REQUIREMENTS -
Output all the data exactly. Pictures do not belong in the copy.

INFORMATION PROVIDED -

((

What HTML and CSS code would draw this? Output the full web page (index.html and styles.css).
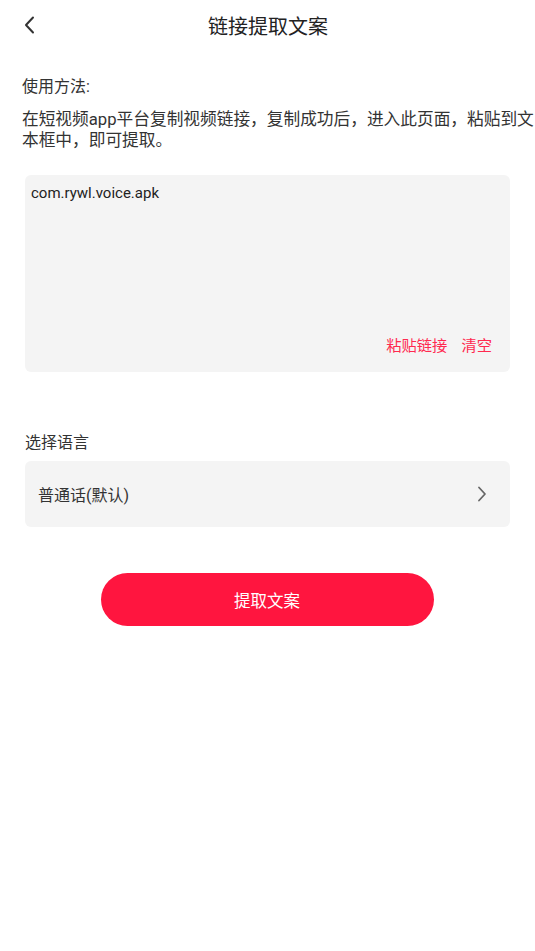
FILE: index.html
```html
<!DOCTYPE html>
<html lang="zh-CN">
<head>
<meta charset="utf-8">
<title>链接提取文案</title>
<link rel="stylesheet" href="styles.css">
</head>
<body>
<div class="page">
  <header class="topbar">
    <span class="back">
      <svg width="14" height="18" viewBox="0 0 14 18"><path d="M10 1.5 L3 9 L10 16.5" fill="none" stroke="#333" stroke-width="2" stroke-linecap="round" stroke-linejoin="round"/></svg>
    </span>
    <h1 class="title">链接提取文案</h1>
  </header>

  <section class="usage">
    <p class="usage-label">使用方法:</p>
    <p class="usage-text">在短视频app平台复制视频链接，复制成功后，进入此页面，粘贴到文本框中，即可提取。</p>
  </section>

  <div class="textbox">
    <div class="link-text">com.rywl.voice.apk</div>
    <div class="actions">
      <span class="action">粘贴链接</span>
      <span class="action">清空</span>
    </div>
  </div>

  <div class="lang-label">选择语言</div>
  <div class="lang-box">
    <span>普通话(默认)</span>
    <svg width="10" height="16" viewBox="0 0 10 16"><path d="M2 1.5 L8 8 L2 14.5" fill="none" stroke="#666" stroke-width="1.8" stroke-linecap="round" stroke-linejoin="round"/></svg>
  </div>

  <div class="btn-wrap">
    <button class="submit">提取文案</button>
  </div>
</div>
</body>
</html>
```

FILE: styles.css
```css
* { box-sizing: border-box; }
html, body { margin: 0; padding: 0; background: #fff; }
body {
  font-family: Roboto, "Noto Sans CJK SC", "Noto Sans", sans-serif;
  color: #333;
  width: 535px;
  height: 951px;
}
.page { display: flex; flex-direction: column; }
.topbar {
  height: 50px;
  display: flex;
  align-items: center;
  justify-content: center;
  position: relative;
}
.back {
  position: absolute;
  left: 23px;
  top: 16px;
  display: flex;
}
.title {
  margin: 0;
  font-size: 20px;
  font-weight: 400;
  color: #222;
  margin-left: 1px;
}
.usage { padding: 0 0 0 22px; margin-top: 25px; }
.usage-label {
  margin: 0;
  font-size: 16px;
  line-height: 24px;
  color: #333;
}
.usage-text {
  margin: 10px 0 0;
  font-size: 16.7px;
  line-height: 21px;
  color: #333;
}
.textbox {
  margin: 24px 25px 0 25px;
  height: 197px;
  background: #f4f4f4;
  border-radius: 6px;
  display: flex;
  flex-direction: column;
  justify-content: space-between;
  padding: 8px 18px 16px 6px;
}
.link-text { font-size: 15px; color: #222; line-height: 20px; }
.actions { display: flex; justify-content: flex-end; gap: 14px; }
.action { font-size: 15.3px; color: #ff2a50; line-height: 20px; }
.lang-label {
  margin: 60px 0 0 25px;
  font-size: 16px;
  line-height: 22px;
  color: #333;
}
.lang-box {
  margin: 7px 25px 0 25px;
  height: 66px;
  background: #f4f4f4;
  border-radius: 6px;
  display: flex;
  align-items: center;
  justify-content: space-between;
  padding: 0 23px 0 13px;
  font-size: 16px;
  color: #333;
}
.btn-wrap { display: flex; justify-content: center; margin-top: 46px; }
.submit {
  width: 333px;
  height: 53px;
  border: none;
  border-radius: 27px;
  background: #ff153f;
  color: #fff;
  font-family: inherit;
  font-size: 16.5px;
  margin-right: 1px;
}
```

))

RESULT -
What HTML and CSS code would draw this? Output the full web page (index.html and styles.css).
FILE: index.html
```html
<!DOCTYPE html>
<html lang="zh-CN">
<head>
<meta charset="utf-8">
<title>链接提取文案</title>
<link rel="stylesheet" href="styles.css">
</head>
<body>
<div class="page">
  <header class="topbar">
    <span class="back">
      <svg width="14" height="18" viewBox="0 0 14 18"><path d="M10 1.5 L3 9 L10 16.5" fill="none" stroke="#333" stroke-width="2" stroke-linecap="round" stroke-linejoin="round"/></svg>
    </span>
    <h1 class="title">链接提取文案</h1>
  </header>

  <section class="usage">
    <p class="usage-label">使用方法:</p>
    <p class="usage-text">在短视频app平台复制视频链接，复制成功后，进入此页面，粘贴到文本框中，即可提取。</p>
  </section>

  <div class="textbox">
    <div class="link-text">com.rywl.voice.apk</div>
    <div class="actions">
      <span class="action">粘贴链接</span>
      <span class="action">清空</span>
    </div>
  </div>

  <div class="lang-label">选择语言</div>
  <div class="lang-box">
    <span>普通话(默认)</span>
    <svg width="10" height="16" viewBox="0 0 10 16"><path d="M2 1.5 L8 8 L2 14.5" fill="none" stroke="#666" stroke-width="1.8" stroke-linecap="round" stroke-linejoin="round"/></svg>
  </div>

  <div class="btn-wrap">
    <button class="submit">提取文案</button>
  </div>
</div>
</body>
</html>
```

FILE: styles.css
```css
* { box-sizing: border-box; }
html, body { margin: 0; padding: 0; background: #fff; }
body {
  font-family: Roboto, "Noto Sans CJK SC", "Noto Sans", sans-serif;
  color: #333;
  width: 535px;
  height: 951px;
}
.page { display: flex; flex-direction: column; }
.topbar {
  height: 50px;
  display: flex;
  align-items: center;
  justify-content: center;
  position: relative;
}
.back {
  position: absolute;
  left: 23px;
  top: 16px;
  display: flex;
}
.title {
  margin: 0;
  font-size: 20px;
  font-weight: 400;
  color: #222;
  margin-left: 1px;
}
.usage { padding: 0 0 0 22px; margin-top: 25px; }
.usage-label {
  margin: 0;
  font-size: 16px;
  line-height: 24px;
  color: #333;
}
.usage-text {
  margin: 10px 0 0;
  font-size: 16.7px;
  line-height: 21px;
  color: #333;
}
.textbox {
  margin: 24px 25px 0 25px;
  height: 197px;
  background: #f4f4f4;
  border-radius: 6px;
  display: flex;
  flex-direction: column;
  justify-content: space-between;
  padding: 8px 18px 16px 6px;
}
.link-text { font-size: 15px; color: #222; line-height: 20px; }
.actions { display: flex; justify-content: flex-end; gap: 14px; }
.action { font-size: 15.3px; color: #ff2a50; line-height: 20px; }
.lang-label {
  margin: 60px 0 0 25px;
  font-size: 16px;
  line-height: 22px;
  color: #333;
}
.lang-box {
  margin: 7px 25px 0 25px;
  height: 66px;
  background: #f4f4f4;
  border-radius: 6px;
  display: flex;
  align-items: center;
  justify-content: space-between;
  padding: 0 23px 0 13px;
  font-size: 16px;
  color: #333;
}
.btn-wrap { display: flex; justify-content: center; margin-top: 46px; }
.submit {
  width: 333px;
  height: 53px;
  border: none;
  border-radius: 27px;
  background: #ff153f;
  color: #fff;
  font-family: inherit;
  font-size: 16.5px;
  margin-right: 1px;
}
```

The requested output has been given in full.